「やればできる」自信と家族のいい思い出
昨年の春には、東京都八王子市にある標高599mの高尾山に行き、頂上まで登る予定ではなかったのですが、妻が達成感を味わいたい、と思ったため、すでに疲れが出始めていたにもかかわらず、頂上まで登りました。帰りの電車のなかで、妻はぐったりしていましたが、このときの達成感は「やればできる」という自信につながり、家族のいい思い出にもなりました。今春も挑戦するつもりです。
健康によくないけど、たまにしていることを挙げていくと、いくらでも出てきます。このようなことを書くと、身体のためにならない無駄遣い、と思う人もいるでしょうが、ちょっとしたときめきがなければ、闘病はつらくて続けられるものではありません。おおげさにいえば、生きる楽しみを奪ってしまいます。
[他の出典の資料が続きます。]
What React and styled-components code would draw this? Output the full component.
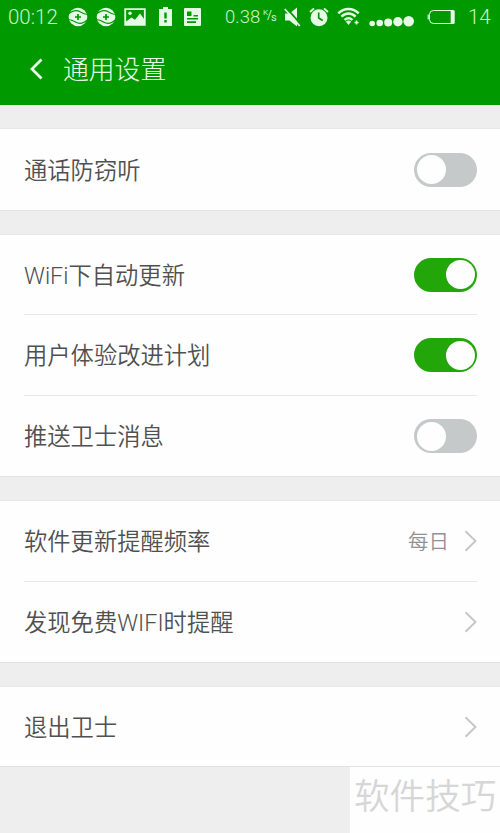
import React, { useState } from 'react'
import styled, { createGlobalStyle } from 'styled-components';

const GlobalStyle = createGlobalStyle`
  * {
    box-sizing: border-box;
  }
  body {
    margin: 0;
    background-color: #eeeeee;
    font-family: Roboto, "Noto Sans CJK SC", sans-serif;
    font-weight: 350;
  }
`;

const Screen = styled.div`
  display: flex;
  flex-direction: column;
  width: 500px;
  height: 833px;
  overflow: hidden;
  background-color: #eeeeee;
`;

const Header = styled.header`
  height: 105px;
  background-color: #009900;
  color: #e9ffe9;
`;

const StatusBar = styled.div`
  display: flex;
  align-items: center;
  height: 33px;
  padding-left: 8px;
  font-weight: 300;
  color: #c9f5c9;

  svg {
    display: block;
    flex: none;
    color: #e6fbe6;
  }
`;

const StatusText = styled.span`
  flex: none;
  width: ${props => props.$width}px;
  margin-left: ${props => props.$left || 0}px;
  padding-top: 2px;
  font-size: ${props => props.$size}px;
  line-height: 31px;
  white-space: nowrap;
`;

const Slot = styled.span`
  flex: none;
  margin-left: ${props => props.$left}px;
`;

const Unit = styled.span`
  display: flex;
  flex: none;
  width: 13px;
  margin-left: 3px;
  font-size: 12px;
  font-weight: 400;
  line-height: 13px;

  .top {
    font-size: 8px;
    line-height: 8px;
  }
  .bottom {
    padding-top: 2px;
    font-size: 11px;
  }
  .slash {
    margin: 0 -1px;
  }
`;

const TitleBar = styled.div`
  display: flex;
  align-items: center;
  height: 72px;
  padding-left: 30px;

  h1 {
    margin: 0 0 0 20px;
    padding-top: 2px;
    font-size: 25.8px;
    font-weight: 300;
    line-height: 70px;
  }
`;

const Section = styled.section`
  margin-top: 23px;
  border-top: 1px solid #e8e8e8;
  border-bottom: 1px solid #e2e2e2;
  background-color: #fefefe;
`;

const Row = styled.div`
  display: flex;
  align-items: center;
  height: ${props => props.$height || 81}px;
  margin: 0 23px 0 24px;
  color: #505050;

  & + & {
    border-top: 1px solid #e7e7e7;
  }
`;

const Label = styled.span`
  flex: 1;
  padding-top: 2px;
  font-size: 23.3px;
  line-height: 34px;
`;

const Value = styled.span`
  margin-right: 15px;
  padding-top: 2px;
  font-size: 20.5px;
  line-height: 30px;
  color: #929292;
`;

const Switch = styled.button`
  display: flex;
  justify-content: ${props => props.$on ? 'flex-end' : 'flex-start'};
  align-items: center;
  width: 63px;
  height: 34px;
  padding: 0 2.5px;
  border: none;
  border-radius: 17px;
  background-color: ${props => props.$on ? '#22a60a' : '#c5c9ca'};
  cursor: pointer;
`;

const Knob = styled.span`
  width: 29px;
  height: 29px;
  border-radius: 50%;
  background-color: #fefefe;
`;

const Footer = styled.footer`
  display: flex;
  flex: 1;
  justify-content: flex-end;
`;

const Mark = styled.div`
  width: 150px;
  padding-left: 4px;
  background-color: #fefefe;
  color: #d6d6d6;
  font-size: 35.6px;
  line-height: 61px;
  white-space: nowrap;
`;

function SyncIcon() {
  return (
    <svg width="20" height="20" viewBox="0 0 20 20" fill="none">
      <circle cx="10" cy="10" r="9.300" fill="currentColor" />
      <path d="M0 7.500C4.500 3.300 9 2.800 12.500 5c2 1.300 4 2.300 7.500 2.500M0 12.500c3.500.2 5.500 1.200 7.500 2.500 3.500 2.200 8 1.700 12.500-2.500" stroke="#009900" strokeWidth="1.200" />
      <path d="M10 7v6M7 10h6" stroke="#009900" strokeWidth="1.700" />
    </svg>
  )
}

function PictureIcon() {
  return (
    <svg width="22" height="18" viewBox="0 0 22 18" fill="none">
      <path d="M1.200 1.200h19.600v15.600H1.200z" stroke="currentColor" strokeWidth="1.800" />
      <path d="M2 16v-2.500l5.500-4 3.500 2.300 5-6.300L20 11v5Z" fill="currentColor" />
      <circle cx="6" cy="5.300" r="1.700" fill="currentColor" />
    </svg>
  )
}

function AlertIcon() {
  return (
    <svg width="13" height="19" viewBox="0 0 13 19">
      <path d="M4 0h5v2h4v17H0V2h4Z" fill="currentColor" />
      <path d="M5.300 5.500h2.400v6H5.300zM5.300 13h2.400v2.400H5.300z" fill="#009900" />
    </svg>
  )
}

function NewsIcon() {
  return (
    <svg width="17" height="18" viewBox="0 0 17 18">
      <rect width="17" height="18" rx="1" fill="currentColor" />
      <path d="M3 3.500h4.500V8H3zM9.500 7h4.500v1.500H9.500zM3 10h11v1.600H3zM3 13.300h9v1.600H3z" fill="#009900" />
    </svg>
  )
}

function MuteIcon() {
  return (
    <svg width="17" height="20" viewBox="0 0 17 20" fill="none">
      <path d="M1 6.500h4.500l7.500-6v19l-7.500-6H1Z" fill="currentColor" />
      <path d="M2.300 .8l15 17" stroke="#009900" strokeWidth="1.800" />
      <path d="M.8 2l15 17" stroke="currentColor" strokeWidth="1.700" />
    </svg>
  )
}

function AlarmIcon() {
  return (
    <svg width="20" height="20" viewBox="0 0 20 20" fill="none">
      <circle cx="10" cy="10.800" r="8.500" fill="currentColor" />
      <path d="M1 5l4-3.600M19 5l-4-3.600" stroke="currentColor" strokeWidth="1.800" />
      <path d="M9.700 5.500V11l4 2.500" stroke="#009900" strokeWidth="1.700" />
    </svg>
  )
}

function WifiIcon() {
  return (
    <svg width="24" height="19" viewBox="0 0 24 19" fill="none">
      <path d="M1.300 6.300C7 .4 16 .4 21.700 6.300M4.400 9.700c4-4.200 10.200-4.200 14.200 0M7.600 13c2.400-2.500 5.400-2.500 7.800 0" stroke="currentColor" strokeWidth="2.500" />
      <path d="M8.800 14.600c1.600-1.600 3.800-1.600 5.400 0L11.500 18Z" fill="currentColor" />
      <path d="M19.500 13.500v4M17.500 15.500h4" stroke="currentColor" strokeWidth="1.500" />
    </svg>
  )
}

function SignalIcon() {
  return (
    <svg width="46" height="20" viewBox="0 0 46 20" fill="currentColor">
      <circle cx="3.200" cy="16.500" r="2.800" />
      <circle cx="10.700" cy="16" r="3.300" />
      <circle cx="19.200" cy="15.400" r="4" />
      <circle cx="28.900" cy="14.800" r="4.700" />
      <circle cx="39.700" cy="14.200" r="5.300" />
    </svg>
  )
}

function BatteryIcon() {
  return (
    <svg width="29" height="16" viewBox="0 0 29 16" fill="none">
      <path d="M25 1.500H6.500a4 4 0 0 0-4 4v5a4 4 0 0 0 4 4H25" stroke="currentColor" strokeWidth="1" />
      <path d="M1.200 5.500v5" stroke="currentColor" strokeWidth="1.200" />
      <rect x="23.700" y="1" width="4" height="14" rx="1.500" fill="currentColor" />
    </svg>
  )
}

function BackIcon() {
  return (
    <svg width="13" height="22" viewBox="0 0 13 22" fill="none">
      <path d="M11.500 1.500L2 11l9.500 9.500" stroke="currentColor" strokeWidth="2.800" />
    </svg>
  )
}

function Arrow() {
  return (
    <svg width="13" height="22" viewBox="0 0 13 22" fill="none">
      <path d="M1.500 1.200L11.500 11l-10 9.800" stroke="#c6c6c6" strokeWidth="1.900" />
    </svg>
  )
}

function ToggleRow({ label, initial, height }) {
  const [on, setOn] = useState(initial);

  const handleToggle = () => {
    setOn(!on)
  }

  return (
    <Row $height={height}>
      <Label>{label}</Label>
      <Switch $on={on} onClick={handleToggle} aria-label={label}>
        <Knob />
      </Switch>
    </Row>
  )
}

function LinkRow({ label, value, height }) {
  return (
    <Row $height={height}>
      <Label>{label}</Label>
      {value ? <Value>{value}</Value> : null}
      <Arrow />
    </Row>
  )
}

function App() {
  return (
    <Screen>
      <GlobalStyle />
      <Header>
        <StatusBar>
          <StatusText $width={52} $size={20.5}>00:12</StatusText>
          <Slot $left={8}><SyncIcon /></Slot>
          <Slot $left={8}><SyncIcon /></Slot>
          <Slot $left={8}><PictureIcon /></Slot>
          <Slot $left={13}><AlertIcon /></Slot>
          <Slot $left={12}><NewsIcon /></Slot>
          <StatusText $left={24} $width={35} $size={18.5}>0.38</StatusText>
          <Unit>
            <span className="top">K</span>
            <span className="slash">/</span>
            <span className="bottom">s</span>
          </Unit>
          <Slot $left={8}><MuteIcon /></Slot>
          <Slot $left={8}><AlarmIcon /></Slot>
          <Slot $left={8}><WifiIcon /></Slot>
          <Slot $left={8}><SignalIcon /></Slot>
          <Slot $left={12}><BatteryIcon /></Slot>
          <StatusText $left={12} $width={26} $size={20.5}>14</StatusText>
        </StatusBar>
        <TitleBar>
          <BackIcon />
          <h1>通用设置</h1>
        </TitleBar>
      </Header>
      <Section>
        <ToggleRow label="通话防窃听" initial={false} />
      </Section>
      <Section>
        <ToggleRow label="WiFi下自动更新" initial={true} height={79} />
        <ToggleRow label="用户体验改进计划" initial={true} />
        <ToggleRow label="推送卫士消息" initial={false} />
      </Section>
      <Section>
        <LinkRow label="软件更新提醒频率" value="每日" height={80} />
        <LinkRow label="发现免费WIFI时提醒" />
      </Section>
      <Section>
        <LinkRow label="退出卫士" height={79} />
      </Section>
      <Footer>
        <Mark>软件技巧</Mark>
      </Footer>
    </Screen>
  )
}

export default App;
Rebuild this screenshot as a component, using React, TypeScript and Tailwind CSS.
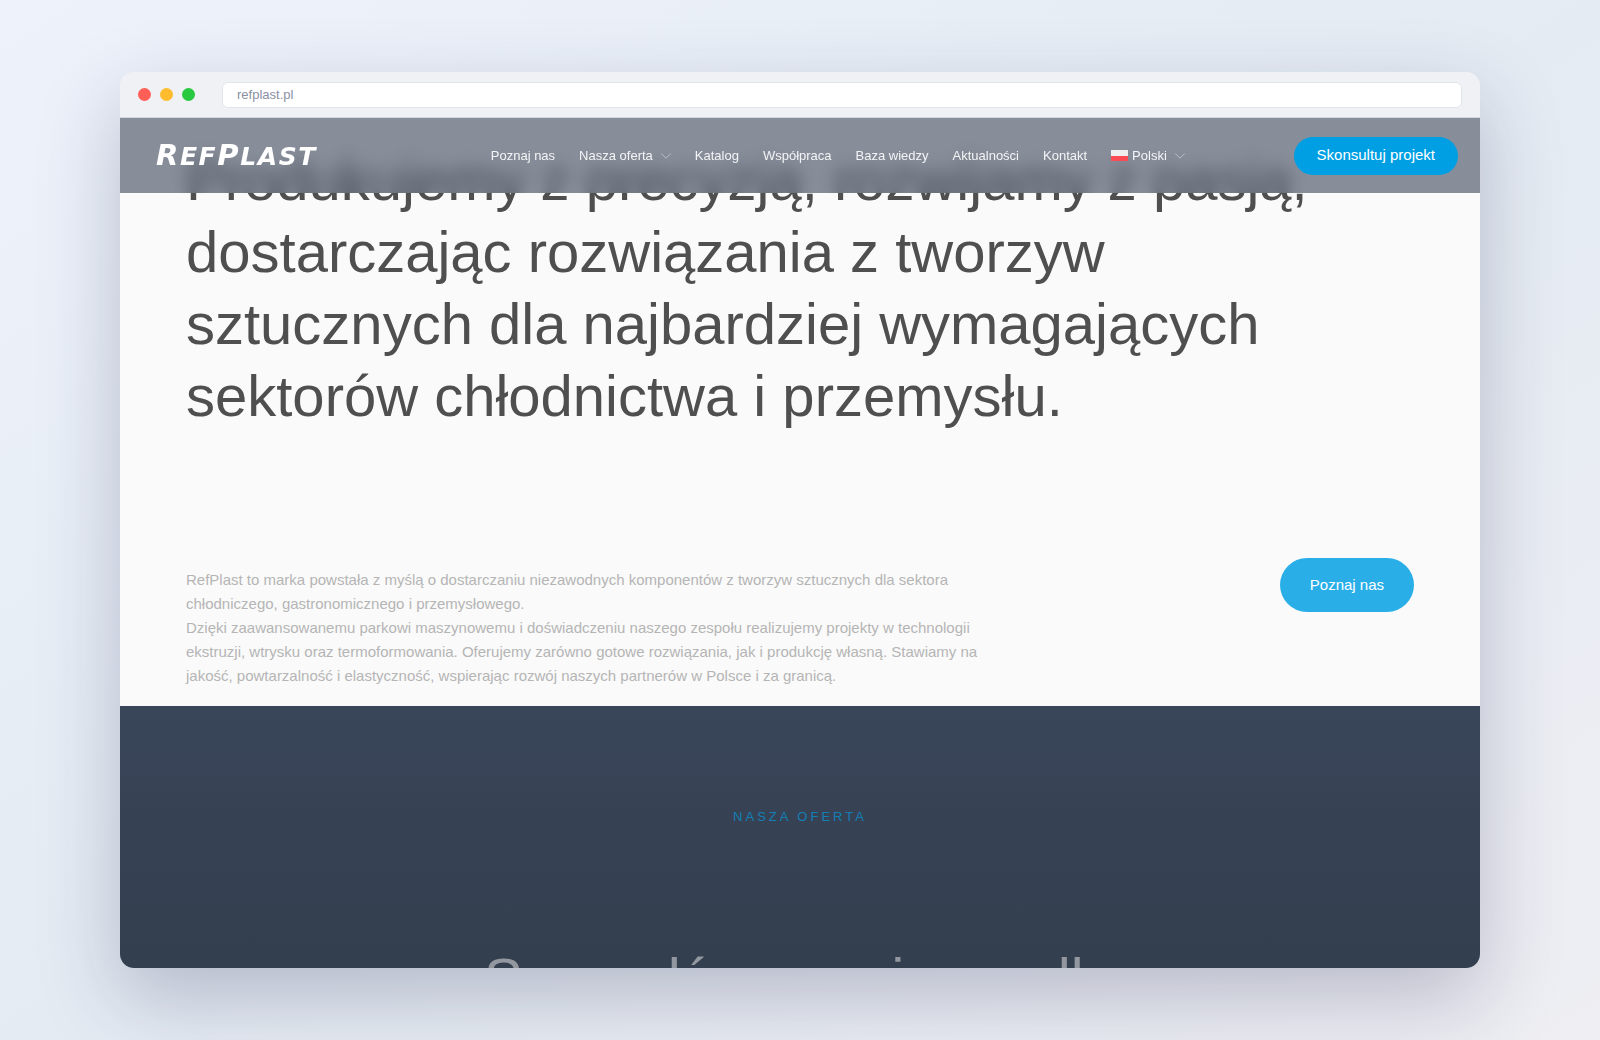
// =============================================
// RefPlast: strona główna w oknie przeglądarki
// =============================================
import { ChevronDown } from 'lucide-react';

// ── Menu ─────────────────────────────────────────────────────────────────────
interface NavItem { label: string; flag?: boolean; submenu?: boolean }

const NAV_ITEMS: NavItem[] = [
  { label: 'Poznaj nas' },
  { label: 'Nasza oferta', submenu: true },
  { label: 'Katalog' },
  { label: 'Współpraca' },
  { label: 'Baza wiedzy' },
  { label: 'Aktualności' },
  { label: 'Kontakt' },
  { label: 'Polski', flag: true, submenu: true },
];

function PolishFlag() {
  return (
    <span className="flex flex-col w-[17px] h-[11px] mr-1" aria-hidden="true">
      <span className="flex-1 bg-[#efeff0]" />
      <span className="flex-1 bg-[#fb4b55]" />
    </span>
  );
}

function Logo() {
  return (
    <a
      href="#"
      className="w-[226px] shrink-0 flex items-baseline text-white font-bold italic leading-none tracking-widest font-['DejaVu_Sans',sans-serif]">
      <span className="text-[29px]">R</span>
      <span className="text-[25px]">EF</span>
      <span className="text-[29px]">P</span>
      <span className="text-[25px]">LAST</span>
    </a>
  );
}

function Navbar() {
  return (
    <header className="absolute inset-x-0 top-0 z-10">
      {/* Kilka słabych rozmyć zamiast jednego: równa krawędź na dole paska */}
      <div className="absolute inset-0 backdrop-blur-[5px]" />
      <div className="absolute inset-0 backdrop-blur-[5px]" />
      <div className="absolute inset-0 backdrop-blur-[5px]" />
      <div className="absolute inset-0 backdrop-blur-[5px]" />
      <div className="absolute inset-0 bg-[#3a4459]/60" />
      <div className="relative h-[75px] pl-9 pr-[22px] flex items-center justify-between">
        <Logo />
        <nav className="flex items-center gap-6 text-[13px] leading-5 text-white/90 whitespace-nowrap">
          {NAV_ITEMS.map(item => (
            <a key={item.label} href="#" className="flex items-center">
              {item.flag && <PolishFlag />}
              {item.label}
              {item.submenu && <ChevronDown className="w-[18px] h-[18px] ml-1 -mr-1 text-white/60" strokeWidth={1} />}
            </a>
          ))}
        </nav>
        <button className="h-[38px] px-[23px] rounded-full bg-[#009fe3] text-white text-[15px] whitespace-nowrap">
          Skonsultuj projekt
        </button>
      </div>
    </header>
  );
}

// ── Pasek okna ───────────────────────────────────────────────────────────────
function BrowserBar() {
  return (
    <div className="h-[46px] shrink-0 flex items-center px-[18px] bg-[#f0f1f5] border-b border-[#d5d8e2]">
      <div className="flex gap-[9px] mr-[27px]">
        <span className="w-[13px] h-[13px] rounded-full bg-[#ff5f57]" />
        <span className="w-[13px] h-[13px] rounded-full bg-[#febc2e]" />
        <span className="w-[13px] h-[13px] rounded-full bg-[#28c840]" />
      </div>
      <input
        type="text"
        aria-label="Adres strony"
        defaultValue="refplast.pl"
        className="flex-1 min-w-0 h-[26px] px-3.5 rounded-md bg-white border border-[#e3e5ec] text-[13px] text-[#8a8fa3] outline-none"
      />
    </div>
  );
}

// ── Sekcje ───────────────────────────────────────────────────────────────────
function Intro() {
  return (
    <section className="px-[66px] pt-[26px] pb-[18px] bg-[#fafafa]">
      <h1 className="max-w-[1150px] text-[58px] leading-[72px] text-[#4f4f4f]">
        Produkujemy z precyzją, rozwijamy z pasją, dostarczając rozwiązania z tworzyw
        sztucznych dla najbardziej wymagających sektorów chłodnictwa i przemysłu.
      </h1>
      <div className="mt-[126px] flex items-start justify-between">
        <p className="pt-[10px] max-w-[820px] text-[15px] leading-6 text-[#b5b5b5]">
          RefPlast to marka powstała z myślą o dostarczaniu niezawodnych komponentów z tworzyw
          sztucznych dla sektora chłodniczego, gastronomicznego i przemysłowego.
          <br />
          Dzięki zaawansowanemu parkowi maszynowemu i doświadczeniu naszego zespołu realizujemy
          projekty w technologii ekstruzji, wtrysku oraz termoformowania. Oferujemy zarówno gotowe
          rozwiązania, jak i produkcję własną. Stawiamy na jakość, powtarzalność i elastyczność,
          wspierając rozwój naszych partnerów w Polsce i za granicą.
        </p>
        <button className="h-[54px] px-[30px] rounded-full bg-[#29aee8] text-white text-[15px] whitespace-nowrap">
          Poznaj nas
        </button>
      </div>
    </section>
  );
}

function Offer() {
  return (
    <section className="flex-1 pt-[101px] px-[66px] text-center bg-linear-to-b from-[#394559] to-[#323d4c]">
      <p className="text-[13px] leading-5 tracking-[3px] text-[#137fb5]">NASZA OFERTA</p>
      <h2 className="mt-[116px] text-[58px] leading-[72px] text-[#9297a0]">
        Sprawdź co możemy dla
      </h2>
    </section>
  );
}

export default function App() {
  return (
    <div
      className="h-screen flex flex-col px-[120px] py-[72px] font-['Liberation_Sans',Arial,sans-serif]
        bg-linear-to-br from-[#eef2fb] via-[#e4ebf3] to-[#eeeef3]">
      <main className="flex-1 min-h-0 flex flex-col rounded-[14px] overflow-hidden shadow-[0_30px_80px_rgba(35,40,80,0.25)]">
        <BrowserBar />
        <div className="relative flex-1 min-h-0 flex flex-col overflow-hidden">
          <Navbar />
          <Intro />
          <Offer />
        </div>
      </main>
    </div>
  );
}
これでは免疫力や自然治癒力が下がり、かえって病状が悪化するように思えるのです。
ここまで私が思うのは、健康管理に細心の注意を払っていたにもかかわらずがんが転移してうつ病になり、入院して数カ月で亡くなられる人が、めずらしくないからです。人にもよるでしょうが、免疫力や自然治癒力が高まれば、いくらか転移の可能性が低くなるかもしれません。たとえ転移したとしても、ときには健康によくないことをしてときめいていれば、病状が悪化したり、うつ病になったりする可能性を下げられるかもしれません。そして、何よりも生きていて楽しいと思え、ひいては長生きにもつながると思うのです。
私の妻の場合、主治医から「治るとは思わないでください」といわれているため、ゴールのないマラソンを走るような日々です。この過酷なレースをいつまでも続けるためには、常にいい具合に肩の力を抜いて日常生活を送り、治療を続けることが、何よりも重要だと思っているのです。